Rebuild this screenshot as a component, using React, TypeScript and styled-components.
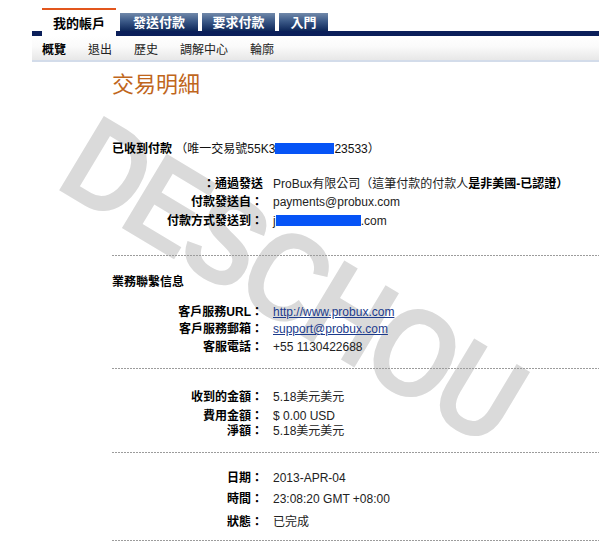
import React from "react";
import styled, { createGlobalStyle } from "styled-components";

const GlobalStyle = createGlobalStyle`
  html, body {
    margin: 0;
    padding: 0;
    background: #fff;
    overflow: hidden;
  }
  body {
    font-family: "Liberation Sans", "Noto Sans CJK TC", sans-serif;
    font-size: 12px;
    color: #111;
  }
`;

const Page = styled.div`
  position: relative;
  height: 550px;
  box-sizing: border-box;
  padding: 8px 0 0 32px;
  overflow: hidden;
`;

const Watermark = styled.div`
  position: absolute;
  left: 292px;
  top: 280px;
  transform: translate(-50%, -50%) rotate(31deg) scaleX(0.86);
  font-family: "Liberation Sans", sans-serif;
  font-weight: bold;
  font-size: 126px;
  letter-spacing: -6px;
  line-height: 1;
  color: #dadada;
  white-space: nowrap;
  pointer-events: none;
  user-select: none;
`;

const Layer = styled.div`
  position: relative;
`;

const TabBar = styled.div`
  display: flex;
  align-items: flex-end;
  gap: 4px;
  height: 28px;
  padding-left: 10px;
  background: linear-gradient(to bottom, transparent 23px, #0b1f5a 23px);
`;

const Tab = styled.div<{ $active?: boolean; $width: number }>`
  box-sizing: border-box;
  width: ${(p) => p.$width}px;
  text-align: center;
  font-size: 13px;
  font-weight: bold;
  line-height: 16px;
  ${(p) =>
    p.$active
      ? `
    height: 28px;
    padding-top: 6px;
    background: #fff;
    border-top: 2px solid #e2561d;
    color: #000;
  `
      : `
    height: 18px;
    margin-bottom: 5px;
    padding-top: 2px;
    color: #fff;
    background: linear-gradient(to bottom, #7189aa 0%, #3c5a88 45%, #0d2659 100%);
  `}
`;

const SubNav = styled.div`
  display: flex;
  align-items: center;
  gap: 22px;
  height: 24px;
  padding-left: 10px;
  background: linear-gradient(to bottom, #fff 0%, #fafafa 45%, #e7e7e7 100%);
  border-bottom: 2px solid #d3dcea;
`;

const NavItem = styled.span<{ $current?: boolean }>`
  font-size: 12px;
  color: ${(p) => (p.$current ? "#000" : "#222")};
  font-weight: ${(p) => (p.$current ? "bold" : "normal")};
`;

const Content = styled.div`
  padding-left: 80px;
`;

const Title = styled.h1`
  margin: 11px 0 0;
  font-size: 22px;
  line-height: 24px;
  font-weight: normal;
  color: #c0661c;
`;

const Line = styled.div<{ $mt: number }>`
  margin-top: ${(p) => p.$mt}px;
  line-height: 15px;
  white-space: nowrap;
`;

const Row = styled.div<{ $mt: number }>`
  display: grid;
  grid-template-columns: 151px 1fr;
  column-gap: 10px;
  margin-top: ${(p) => p.$mt}px;
  line-height: 15px;
  white-space: nowrap;
`;

const Label = styled.div`
  text-align: right;
  font-weight: bold;
  color: #000;
`;

const Value = styled.div`
  color: #222;
`;

const Strong = styled.b`
  color: #000;
`;

const Divider = styled.div<{ $mt: number }>`
  margin-top: ${(p) => p.$mt}px;
  height: 1px;
  background: repeating-linear-gradient(to right, #9c9c9c 0 2px, transparent 2px 3px);
`;

const Redact = styled.span<{ $w: number }>`
  display: inline-block;
  width: ${(p) => p.$w}px;
  height: 11px;
  vertical-align: -1px;
  background: #0654f6;
`;

const Link = styled.a`
  color: #1c3b8c;
  text-decoration: underline;
`;

const tabs = [
  { label: "我的帳戶", width: 74, active: true },
  { label: "發送付款", width: 78 },
  { label: "要求付款", width: 73 },
  { label: "入門", width: 49 },
];

const subnav = ["概覽", "退出", "歷史", "調解中心", "輪廓"];

export default function App() {
  return (
    <>
      <GlobalStyle />
      <Page>
        <Watermark>DESCHOU</Watermark>
        <Layer>
          <TabBar>
            {tabs.map((t) => (
              <Tab key={t.label} $active={t.active} $width={t.width}>
                {t.label}
              </Tab>
            ))}
          </TabBar>
          <SubNav>
            {subnav.map((s, i) => (
              <NavItem key={s} $current={i === 0}>
                {s}
              </NavItem>
            ))}
          </SubNav>

          <Content>
            <Title>交易明細</Title>

            <Line $mt={45}>
              <Strong>已收到付款</Strong> （唯一交易號55K3
              <Redact $w={59} />
              23533）
            </Line>

            <Row $mt={20}>
              <Label>：通過發送</Label>
              <Value>
                ProBux有限公司（這筆付款的付款人
                <Strong>是非美國-已認證）</Strong>
              </Value>
            </Row>
            <Row $mt={3}>
              <Label>付款發送自：</Label>
              <Value>payments@probux.com</Value>
            </Row>
            <Row $mt={4}>
              <Label>付款方式發送到：</Label>
              <Value>
                j<Redact $w={85} />
                .com
              </Value>
            </Row>

            <Divider $mt={26} />

            <Line $mt={19}>
              <Strong>業務聯繫信息</Strong>
            </Line>
            <Row $mt={15}>
              <Label>客戶服務URL：</Label>
              <Value>
                <Link href="#">http://www.probux.com</Link>
              </Value>
            </Row>
            <Row $mt={2}>
              <Label>客戶服務郵箱：</Label>
              <Value>
                <Link href="#">support@probux.com</Link>
              </Value>
            </Row>
            <Row $mt={3}>
              <Label>客服電話：</Label>
              <Value>+55 1130422688</Value>
            </Row>

            <Divider $mt={13} />

            <Row $mt={21}>
              <Label>收到的金額：</Label>
              <Value>5.18美元美元</Value>
            </Row>
            <Row $mt={4}>
              <Label>費用金額：</Label>
              <Value>$ 0.00 USD</Value>
            </Row>
            <Row $mt={0}>
              <Label>淨額：</Label>
              <Value>5.18美元美元</Value>
            </Row>

            <Divider $mt={13} />

            <Row $mt={18}>
              <Label>日期：</Label>
              <Value>2013-APR-04</Value>
            </Row>
            <Row $mt={6}>
              <Label>時間：</Label>
              <Value>23:08:20 GMT +08:00</Value>
            </Row>
            <Row $mt={8}>
              <Label>狀態：</Label>
              <Value>已完成</Value>
            </Row>

            <Divider $mt={10} />
          </Content>
        </Layer>
      </Page>
    </>
  );
}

• _Stated goal_
Tally the lines of the preceding listing in which the word "React" appears; state nothing but the total.

• _The result_
2